L'ordonnance entreprise sera infirmée et la cour, statuant à nouveau, dira n'y avoir lieu à référé au titre de l'acquisition de la clause résolutoire, de l'expulsion et ses conséquences de droit.
En outre, aucun décompte à hauteur de 5.408,62 euros n'est produit de sorte qu'il ne peut y avoir non plus confirmation de la première décision s'agissant de la condamnation provisionnelle pour un arriéré de charges de loyers et de charges.
La société MG2P réclame la somme de 3.869 euros au titre du remboursement des provisions sur charges sur 53 mois, pour la période du 24 mars 2019 au 30 septembre 2023 inclus.
Cependant, cette demande se heurte à une contestation sérieuse en ce que la société MG2P elle-même verse un décompte de son bailleur à hauteur de 10.714,93 euros arrêté au 1er mai 2014. Si elle conteste le quantum qui y est porté, elle ne conteste pas sérieusement être débitrice d'un arriéré, qu'il appartiendra au juge du fond le cas échéant, de déterminer et elle fait état de versements récents.
Il n'est donc pas établi qu'elle ait réglé les provisions sur charges dont elle demande le remboursement.
Cette demande sera rejetée.
Le sens de la présente décision conduit à infirmer l'ordonnance en ce qu'elle a condamné la société MG2P aux dépens et à payer une indemnité sur le fondement de l'article 700 du code de procédure civile.

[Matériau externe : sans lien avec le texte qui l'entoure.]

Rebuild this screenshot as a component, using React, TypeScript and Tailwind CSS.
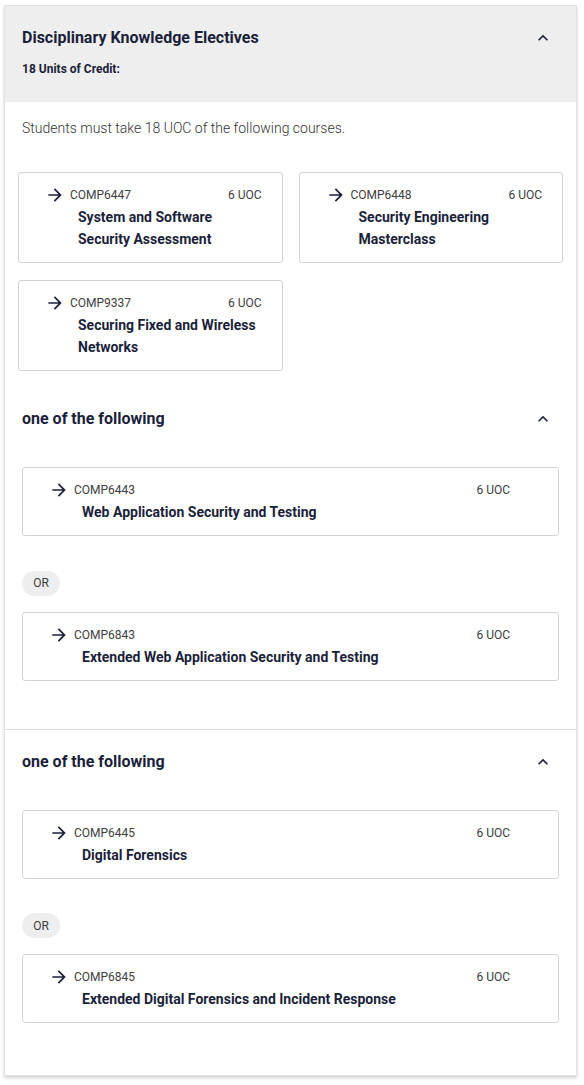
import React from 'react'

type Course = { code: string; title: string; uoc: number }

const electives: Course[] = [
  { code: 'COMP6447', title: 'System and Software Security Assessment', uoc: 6 },
  { code: 'COMP6448', title: 'Security Engineering Masterclass', uoc: 6 },
  { code: 'COMP9337', title: 'Securing Fixed and Wireless Networks', uoc: 6 },
]

const groups: Course[][] = [
  [
    { code: 'COMP6443', title: 'Web Application Security and Testing', uoc: 6 },
    { code: 'COMP6843', title: 'Extended Web Application Security and Testing', uoc: 6 },
  ],
  [
    { code: 'COMP6445', title: 'Digital Forensics', uoc: 6 },
    { code: 'COMP6845', title: 'Extended Digital Forensics and Incident Response', uoc: 6 },
  ],
]

function ArrowIcon() {
  return (
    <svg width="20" height="20" viewBox="0 0 24 24" className="shrink-0 text-[#1b1f3a]" fill="currentColor">
      <path d="M12 4l-1.41 1.41L16.17 11H4v2h12.17l-5.58 5.59L12 20l8-8z" />
    </svg>
  )
}

function ChevronUp() {
  return (
    <svg width="20" height="20" viewBox="0 0 24 24" className="text-[#1b1f3a]" fill="currentColor">
      <path d="M12 8l-6 6 1.41 1.41L12 10.83l4.59 4.58L18 14z" />
    </svg>
  )
}

function CourseCard({ course, wide }: { course: Course; wide?: boolean }) {
  return (
    <div
      className={
        wide
          ? 'border border-[#d4d4d4] rounded-[3px] bg-white pl-[26px] pr-[48px] pt-[14px] pb-[12px]'
          : 'border border-[#d4d4d4] rounded-[3px] bg-white pl-[26px] pr-[20px] pt-[14px] pb-[12px]'
      }
    >
      <div className="flex items-center h-4">
        <ArrowIcon />
        <span className="ml-[5px] text-[12px] leading-4 text-[#3d3d3d]">{course.code}</span>
        <span className="ml-auto text-[12px] leading-4 text-[#3d3d3d]">{course.uoc} UOC</span>
      </div>
      <p className="mt-[3px] pl-[33px] text-[14px] leading-[22px] font-bold text-[#1b1f3a]">{course.title}</p>
    </div>
  )
}

function OneOfGroup({ courses }: { courses: Course[] }) {
  return (
    <>
      <div className="flex items-center justify-between h-6">
        <h3 className="text-[16px] leading-6 font-bold text-[#1b1f3a]">one of the following</h3>
        <span className="mr-[6px]">
          <ChevronUp />
        </span>
      </div>
      <div className="mt-[36px]">
        {courses.map((c, i) => (
          <div key={c.code}>
            {i > 0 && (
              <div className="mt-[34px] mb-[16px]">
                <span className="inline-flex items-center justify-center h-[25px] w-[38px] rounded-full bg-[#eeeeee] text-[12px] text-[#3d3d3d]">
                  OR
                </span>
              </div>
            )}
            <CourseCard course={c} wide />
          </div>
        ))}
      </div>
    </>
  )
}

export default function App() {
  return (
    <div className="min-h-screen bg-white pt-[5px] pl-[4px]" style={{ fontFamily: 'Roboto, "Liberation Sans", sans-serif' }}>
      <div className="w-[573px] border border-[#e2e2e2] bg-white shadow-[0_2px_3px_rgba(0,0,0,0.18)]">
        <div className="h-[96px] bg-[#eeeeee] pl-[17px] pr-[23px] pt-[20px]">
          <div className="flex items-center justify-between h-6">
            <h2 className="text-[16px] leading-6 font-bold text-[#1b1f3a]">Disciplinary Knowledge Electives</h2>
            <ChevronUp />
          </div>
          <p className="mt-[11px] text-[12px] leading-4 font-bold text-[#1b1f3a]">18 Units of Credit:</p>
        </div>

        <div className="px-[13px]">
          <p className="pt-[16px] pl-[4px] text-[14px] leading-5 font-light text-[#333]">
            Students must take 18 UOC of the following courses.
          </p>
          <div className="mt-[34px] grid grid-cols-2 gap-x-[16px] gap-y-[17px]">
            {electives.map((c) => (
              <CourseCard key={c.code} course={c} />
            ))}
          </div>
        </div>

        <div className="px-[17px] pt-[36px] pb-[48px]">
          <OneOfGroup courses={groups[0]} />
        </div>
        <div className="border-t border-[#dcdcdc] px-[17px] pt-[20px] pb-[52px]">
          <OneOfGroup courses={groups[1]} />
        </div>
      </div>
    </div>
  )
}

La société MGP sera condamnée aux dépens de première instance et d'appel et à payer la somme de 2.000 euros (nécessairement « TTC » s'agissant d'une indemnité) pour ces deux instances au titre de l'article 700 du code de procédure civile.
PAR CES MOTIFS
Ecarte des débats les pièces versées par la société DGP ;
Infirme l'ordonnance en toutes ses dispositions ;
Statuant de nouveau et y ajoutant,
Dit n'y avoir lieu à référé sur l'acquisition de la clause résolutoire, l'expulsion et ses conséquences et sur la demande provisionnelle au titre de l'arriéré locatif ;
Dit n'y avoir lieu à référé sur la demande provisionnelle au titre de la restitution des provisions sur charges ;
Condamne la société DGP à payer à la société Multi Gardiennage Sécurité Protection la somme de 2.000 euros au titre des frais irrépétibles ;
Condamne la société DGP aux dépens de première instance et d'appel.